堅牢な構築物から、ピンチという断片に移行しながらも、地に対する斑点がレイヤーを生み、その連なりが色彩のウエーブのようになって、絵画性と空間のあり方を指し示すということでは変わらない。
Bugs and Rings
今回は、シリンダー(円筒)状に重ねて壁に設置するタイプとパネルを壁面に並べ、そこにピンチを展開させるタイプの2種類が展示されている。
サブタイトル「Bugs and Rings」のBugsは、虫という意味である。コンピュータープログラムで悪さを働く虫という意味から派生したエラー(バグ)という含意もあるのかもしれない。
《Bugs》は、白と黒という二項対立や、連続的な色彩でなく、ドットを載せたピンチ(情報)が不連続な符号としてと、空間や平面に展開することから、デジタル化時代を意識した作品だと、山本さん自身が語っている。
今回展示された《Bugs》(2019年)は、ギャラリーの長い壁に、高さ243センチ、横61センチのパネル22枚を展開させた長大な作品である。
ピンチを豊田市美術館のガラス面に展開したインスタレーションなどと比べると、絵画的な方向に回帰しているともいえる。
ピンチの数は全体で2000個ほどにもなるというから、気が遠くなる。パネルは、3つがつながっている部分と、1つずつ等間隔に分離している箇所がある。
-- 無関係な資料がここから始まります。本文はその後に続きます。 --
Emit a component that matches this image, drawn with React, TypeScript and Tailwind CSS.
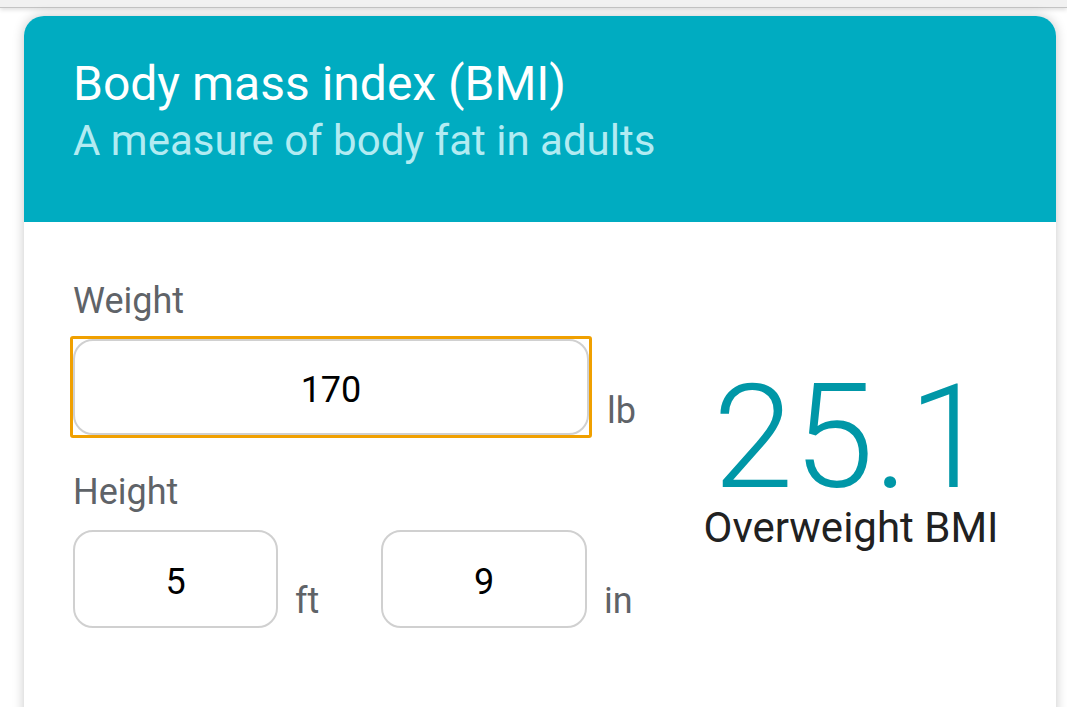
import React from 'react';

export default function App() {
  return (
    <div className="min-h-[707px] bg-white overflow-hidden" style={{ fontFamily: 'Roboto, "Liberation Sans", sans-serif' }}>
      <div className="h-[8px] bg-[#f1f1f1] border-b border-[#c4c4c4] shadow-[0_2px_4px_rgba(0,0,0,0.12)]" />
      <div className="mx-[24px] mt-[8px] w-[1032px] h-[720px] rounded-t-[20px] bg-white shadow-[0_0_12px_rgba(0,0,0,0.22)] overflow-hidden">
        {/* Header */}
        <div className="h-[206px] bg-[#00acc1] pl-[49px] pt-[40px]">
          <h1 className="text-white text-[48px] leading-[56px]">Body mass index (BMI)</h1>
          <p className="text-[#b2ebf2] text-[42px] leading-[57px]">A measure of body fat in adults</p>
        </div>

        {/* Body */}
        <div className="flex pl-[49px] pt-[58px]">
          <div className="flex flex-col w-[590px]">
            <label className="text-[36px] leading-[42px] text-[#5f6368]">Weight</label>
            <div className="flex items-end mt-[17px]">
              <div className="w-[522px] h-[102px] border-[3px] border-[#f0a000] rounded-[3px] -ml-[3px] -mt-[3px]">
                <div className="h-full w-full rounded-[20px] border-[2px] border-[#d0d0d0] flex items-center justify-center pt-[6px] text-[36px] text-black">
                  170
                </div>
              </div>
              <span className="ml-[15px] mb-[6px] text-[36px] leading-[42px] text-[#5f6368]">lb</span>
            </div>
            <label className="mt-[33px] text-[36px] leading-[42px] text-[#5f6368]">Height</label>
            <div className="flex items-end mt-[17px]">
              <div className="w-[205px] h-[98px] rounded-[20px] border-[2px] border-[#d0d0d0] flex items-center justify-center pt-[6px] text-[36px] text-black">
                5
              </div>
              <span className="ml-[17px] mb-[6px] w-[86px] text-[36px] leading-[42px] text-[#5f6368]">ft</span>
              <div className="w-[206px] h-[98px] rounded-[20px] border-[2px] border-[#d0d0d0] flex items-center justify-center pt-[6px] text-[36px] text-black">
                9
              </div>
              <span className="ml-[17px] mb-[6px] text-[36px] leading-[42px] text-[#5f6368]">in</span>
            </div>
          </div>
          <div className="flex-1 flex flex-col items-center pt-[92px] pr-[17px]">
            <div className="text-[145px] leading-[130px] font-light text-[#0097a7]">25.1</div>
            <div className="mt-[2px] text-[42px] leading-[48px] text-[#212121]">Overweight BMI</div>
          </div>
        </div>
      </div>
    </div>
  );
}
ピンチのほとんどは白黒だが、わずかに赤が交じる。地に対して規則的に配され、不連続性によってデジタルの世界観を暗示しつつも、麻布地がどこか温かさも感じさせる。
小さなピンチにほどこされた極小の斑点がかすかな揺らぎのような律動を生み、さざなみのように空間に作用するのが特徴である。
それと向き合う壁にあるのは、3文字または4文字の空港コードと、素数の特質を使った情報セキュリティーとしての暗号概念から着想された作品である。
メタリックカラーの矩形パネルによって、デジタル文字をイメージしたアルファベットを構成。3文字、または4文字を組み合わせた3点の作品が並んでいる。
《KTHR》(2019年)は、山本さんの出身地である愛知県宝飯郡形原町(現・蒲郡市西部)の「カタハラ」から取られ、《OIT》(2019年)は、2003年、山本さんが大規模な個展を開催した大分市美術館の「オオイタ」、《ISK》(2019年)は、形原町の字名の「一色」(イッシキ)を表している。
それぞれの場所からイメージされる色彩によるメタリックな地にピンチが展開する作品である。
一方、《Rings》の作品では、外と内のリングが二重になった《Double Rings》(2020年)と、縦に2つのリングが並んだ《2007》(2007年)が展示された。
これら壁に掛けられた《Rings》は、1990年代末ごろに見られた短い円柱状の作品と比べても、より軽やかで、鑑賞者の位置、距離によって見え方がスリリングに変容する。
とりわけ個々のリングの差異、重なり、空隙、円弧の微妙なずれ、連続するドットのつながり、断絶によって、揺らぐような動きと視覚作用を見せてくれる。
絵画の本質的な要素を地に対する色彩のドットという方法でさまざまに変奏させながら、平面的な絵画では体験できないボリュームや構築性、空間性、視覚性を探ってきた。
極小化、断片化を仕掛けながらも、空間への色彩の展開が視覚をはじめとするさまざまな感覚に及ぼす純粋な作用を《絵画》の可能性として広げてきたといえるのではないだろうか。